▶ [Set exercise] Sort through the entries below and pull out lines containing the word "this".
□ □ □ □ □ □ □
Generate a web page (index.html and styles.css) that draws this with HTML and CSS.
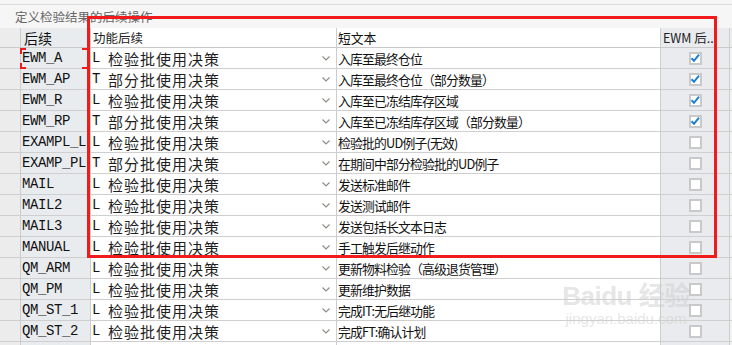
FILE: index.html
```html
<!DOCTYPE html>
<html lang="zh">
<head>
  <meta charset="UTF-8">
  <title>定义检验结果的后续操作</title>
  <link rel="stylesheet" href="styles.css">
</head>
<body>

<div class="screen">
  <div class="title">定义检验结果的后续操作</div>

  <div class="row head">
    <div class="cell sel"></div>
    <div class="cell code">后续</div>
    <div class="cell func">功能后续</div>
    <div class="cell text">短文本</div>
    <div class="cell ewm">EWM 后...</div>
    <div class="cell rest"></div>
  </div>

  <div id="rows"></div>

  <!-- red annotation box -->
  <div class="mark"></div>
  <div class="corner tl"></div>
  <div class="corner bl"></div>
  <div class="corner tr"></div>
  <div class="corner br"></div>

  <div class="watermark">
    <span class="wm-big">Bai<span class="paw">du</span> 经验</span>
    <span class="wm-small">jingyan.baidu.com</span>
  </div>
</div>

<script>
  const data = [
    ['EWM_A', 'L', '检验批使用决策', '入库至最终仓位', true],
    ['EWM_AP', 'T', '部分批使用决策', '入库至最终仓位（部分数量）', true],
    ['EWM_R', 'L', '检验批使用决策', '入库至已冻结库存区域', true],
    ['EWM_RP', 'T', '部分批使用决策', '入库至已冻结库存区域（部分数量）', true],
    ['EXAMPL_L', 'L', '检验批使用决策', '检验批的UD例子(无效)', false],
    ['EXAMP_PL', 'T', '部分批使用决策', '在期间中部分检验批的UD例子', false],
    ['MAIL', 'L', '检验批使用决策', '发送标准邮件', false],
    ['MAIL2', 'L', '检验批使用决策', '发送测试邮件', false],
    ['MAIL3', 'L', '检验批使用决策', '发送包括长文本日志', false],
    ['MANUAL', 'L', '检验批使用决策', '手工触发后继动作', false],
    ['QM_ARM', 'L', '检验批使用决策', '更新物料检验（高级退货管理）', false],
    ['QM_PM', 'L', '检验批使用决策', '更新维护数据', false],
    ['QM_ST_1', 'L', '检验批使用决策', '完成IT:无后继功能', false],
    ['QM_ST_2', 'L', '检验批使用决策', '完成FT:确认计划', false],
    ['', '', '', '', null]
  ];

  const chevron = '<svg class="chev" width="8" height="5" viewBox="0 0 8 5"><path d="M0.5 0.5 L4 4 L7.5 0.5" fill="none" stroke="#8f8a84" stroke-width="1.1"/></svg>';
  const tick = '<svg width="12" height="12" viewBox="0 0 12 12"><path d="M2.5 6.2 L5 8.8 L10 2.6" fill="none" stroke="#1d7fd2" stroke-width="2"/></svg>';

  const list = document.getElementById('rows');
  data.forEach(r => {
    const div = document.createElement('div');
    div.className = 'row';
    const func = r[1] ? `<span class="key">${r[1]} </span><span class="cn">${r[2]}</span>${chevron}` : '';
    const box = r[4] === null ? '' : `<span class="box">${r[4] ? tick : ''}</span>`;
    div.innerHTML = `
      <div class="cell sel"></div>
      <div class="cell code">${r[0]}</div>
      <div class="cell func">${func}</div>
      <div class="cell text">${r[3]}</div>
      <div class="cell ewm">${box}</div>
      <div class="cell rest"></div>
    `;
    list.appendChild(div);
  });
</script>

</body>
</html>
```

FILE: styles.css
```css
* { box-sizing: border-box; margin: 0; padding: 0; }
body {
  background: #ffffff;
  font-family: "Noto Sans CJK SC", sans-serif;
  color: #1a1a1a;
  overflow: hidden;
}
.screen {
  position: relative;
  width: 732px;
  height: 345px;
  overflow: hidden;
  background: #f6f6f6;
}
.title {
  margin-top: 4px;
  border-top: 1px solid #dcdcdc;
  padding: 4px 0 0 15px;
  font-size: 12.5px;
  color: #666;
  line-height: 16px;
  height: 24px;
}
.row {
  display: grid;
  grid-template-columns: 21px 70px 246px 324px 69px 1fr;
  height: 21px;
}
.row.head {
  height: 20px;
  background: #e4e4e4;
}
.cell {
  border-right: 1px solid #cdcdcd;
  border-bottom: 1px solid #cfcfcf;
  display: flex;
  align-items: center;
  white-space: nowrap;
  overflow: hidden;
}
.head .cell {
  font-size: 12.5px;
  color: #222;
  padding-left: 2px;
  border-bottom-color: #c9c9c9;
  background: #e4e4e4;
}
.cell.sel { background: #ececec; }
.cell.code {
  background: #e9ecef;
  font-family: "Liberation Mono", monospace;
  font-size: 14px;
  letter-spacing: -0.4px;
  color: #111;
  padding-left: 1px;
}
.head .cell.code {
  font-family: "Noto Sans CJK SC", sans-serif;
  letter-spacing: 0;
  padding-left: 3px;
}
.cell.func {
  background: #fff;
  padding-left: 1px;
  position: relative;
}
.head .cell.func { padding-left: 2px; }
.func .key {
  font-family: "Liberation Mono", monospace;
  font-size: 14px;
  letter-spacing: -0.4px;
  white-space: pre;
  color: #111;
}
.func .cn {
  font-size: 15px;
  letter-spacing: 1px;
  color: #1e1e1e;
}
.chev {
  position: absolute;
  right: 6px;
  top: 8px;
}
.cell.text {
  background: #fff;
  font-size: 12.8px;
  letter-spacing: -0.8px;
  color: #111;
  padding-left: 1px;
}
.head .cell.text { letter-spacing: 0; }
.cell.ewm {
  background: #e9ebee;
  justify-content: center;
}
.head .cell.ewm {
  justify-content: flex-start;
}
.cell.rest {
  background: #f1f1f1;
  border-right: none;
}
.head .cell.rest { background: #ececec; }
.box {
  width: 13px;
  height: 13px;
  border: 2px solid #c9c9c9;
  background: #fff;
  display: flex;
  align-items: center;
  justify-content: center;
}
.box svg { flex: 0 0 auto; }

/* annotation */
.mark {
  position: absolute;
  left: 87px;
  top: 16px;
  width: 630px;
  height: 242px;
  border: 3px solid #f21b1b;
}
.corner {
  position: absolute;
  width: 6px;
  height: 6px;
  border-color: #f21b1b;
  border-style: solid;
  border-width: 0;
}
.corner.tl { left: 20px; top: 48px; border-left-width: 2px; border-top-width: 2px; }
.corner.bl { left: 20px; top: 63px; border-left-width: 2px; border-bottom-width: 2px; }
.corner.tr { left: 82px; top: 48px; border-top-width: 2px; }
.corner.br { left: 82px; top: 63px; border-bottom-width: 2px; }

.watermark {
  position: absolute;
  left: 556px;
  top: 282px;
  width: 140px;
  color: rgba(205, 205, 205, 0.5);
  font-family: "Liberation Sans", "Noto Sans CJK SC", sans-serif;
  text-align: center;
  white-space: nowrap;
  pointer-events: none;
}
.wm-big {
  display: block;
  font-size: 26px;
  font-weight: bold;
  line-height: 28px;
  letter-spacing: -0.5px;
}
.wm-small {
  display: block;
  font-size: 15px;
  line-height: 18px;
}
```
□ □ □ □ □ □ □
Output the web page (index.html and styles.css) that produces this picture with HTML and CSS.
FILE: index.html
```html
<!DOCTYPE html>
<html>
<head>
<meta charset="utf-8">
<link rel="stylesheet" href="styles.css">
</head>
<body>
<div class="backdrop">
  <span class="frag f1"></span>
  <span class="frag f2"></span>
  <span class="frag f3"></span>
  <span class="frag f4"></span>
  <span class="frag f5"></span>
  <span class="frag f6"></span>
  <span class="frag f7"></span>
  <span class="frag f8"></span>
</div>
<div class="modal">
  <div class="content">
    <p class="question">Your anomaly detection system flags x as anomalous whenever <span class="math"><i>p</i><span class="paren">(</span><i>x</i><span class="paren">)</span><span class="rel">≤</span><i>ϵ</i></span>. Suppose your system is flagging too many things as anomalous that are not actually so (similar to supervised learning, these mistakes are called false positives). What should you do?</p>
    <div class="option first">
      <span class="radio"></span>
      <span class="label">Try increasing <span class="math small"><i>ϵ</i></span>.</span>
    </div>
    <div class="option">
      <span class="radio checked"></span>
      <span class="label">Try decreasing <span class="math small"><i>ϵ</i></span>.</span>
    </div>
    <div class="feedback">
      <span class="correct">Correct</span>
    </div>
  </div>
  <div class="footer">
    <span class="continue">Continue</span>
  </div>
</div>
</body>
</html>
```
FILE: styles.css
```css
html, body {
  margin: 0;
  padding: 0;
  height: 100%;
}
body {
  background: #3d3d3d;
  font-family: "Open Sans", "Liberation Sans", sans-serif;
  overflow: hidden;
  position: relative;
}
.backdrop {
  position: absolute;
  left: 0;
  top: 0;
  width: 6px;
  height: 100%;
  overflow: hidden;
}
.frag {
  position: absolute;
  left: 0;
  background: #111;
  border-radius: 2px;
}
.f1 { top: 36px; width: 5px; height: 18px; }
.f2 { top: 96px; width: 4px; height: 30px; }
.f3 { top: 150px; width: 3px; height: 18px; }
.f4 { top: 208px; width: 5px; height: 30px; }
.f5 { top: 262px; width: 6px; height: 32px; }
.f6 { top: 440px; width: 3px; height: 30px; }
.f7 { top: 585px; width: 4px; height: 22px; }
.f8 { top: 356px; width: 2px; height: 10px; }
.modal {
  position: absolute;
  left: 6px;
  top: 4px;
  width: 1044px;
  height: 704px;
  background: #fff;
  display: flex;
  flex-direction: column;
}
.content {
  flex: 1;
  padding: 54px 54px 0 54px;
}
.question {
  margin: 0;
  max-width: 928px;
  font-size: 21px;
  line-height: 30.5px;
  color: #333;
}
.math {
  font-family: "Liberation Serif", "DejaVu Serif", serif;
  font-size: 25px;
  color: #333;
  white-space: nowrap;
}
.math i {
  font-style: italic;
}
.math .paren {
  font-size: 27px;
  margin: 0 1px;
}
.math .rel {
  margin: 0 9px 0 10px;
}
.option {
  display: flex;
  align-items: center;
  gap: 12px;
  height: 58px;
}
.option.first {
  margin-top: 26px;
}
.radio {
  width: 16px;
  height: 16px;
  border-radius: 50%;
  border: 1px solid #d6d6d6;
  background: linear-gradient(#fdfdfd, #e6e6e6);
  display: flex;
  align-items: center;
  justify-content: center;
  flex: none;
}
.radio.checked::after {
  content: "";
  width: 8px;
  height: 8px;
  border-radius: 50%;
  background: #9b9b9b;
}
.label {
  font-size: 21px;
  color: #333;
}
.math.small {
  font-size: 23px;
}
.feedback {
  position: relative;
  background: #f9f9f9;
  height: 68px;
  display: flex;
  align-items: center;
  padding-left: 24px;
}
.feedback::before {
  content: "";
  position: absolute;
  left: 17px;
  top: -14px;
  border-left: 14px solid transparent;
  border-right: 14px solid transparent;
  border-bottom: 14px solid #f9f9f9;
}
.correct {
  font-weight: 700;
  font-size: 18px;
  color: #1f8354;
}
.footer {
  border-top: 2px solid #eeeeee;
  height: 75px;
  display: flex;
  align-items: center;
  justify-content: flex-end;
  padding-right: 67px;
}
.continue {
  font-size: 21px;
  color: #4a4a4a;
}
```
□ □ □ □ □ □ □
▶ [The result]
Generate a web page (index.html and styles.css) that draws this with HTML and CSS.
Output the web page (index.html and styles.css) that produces this picture with HTML and CSS.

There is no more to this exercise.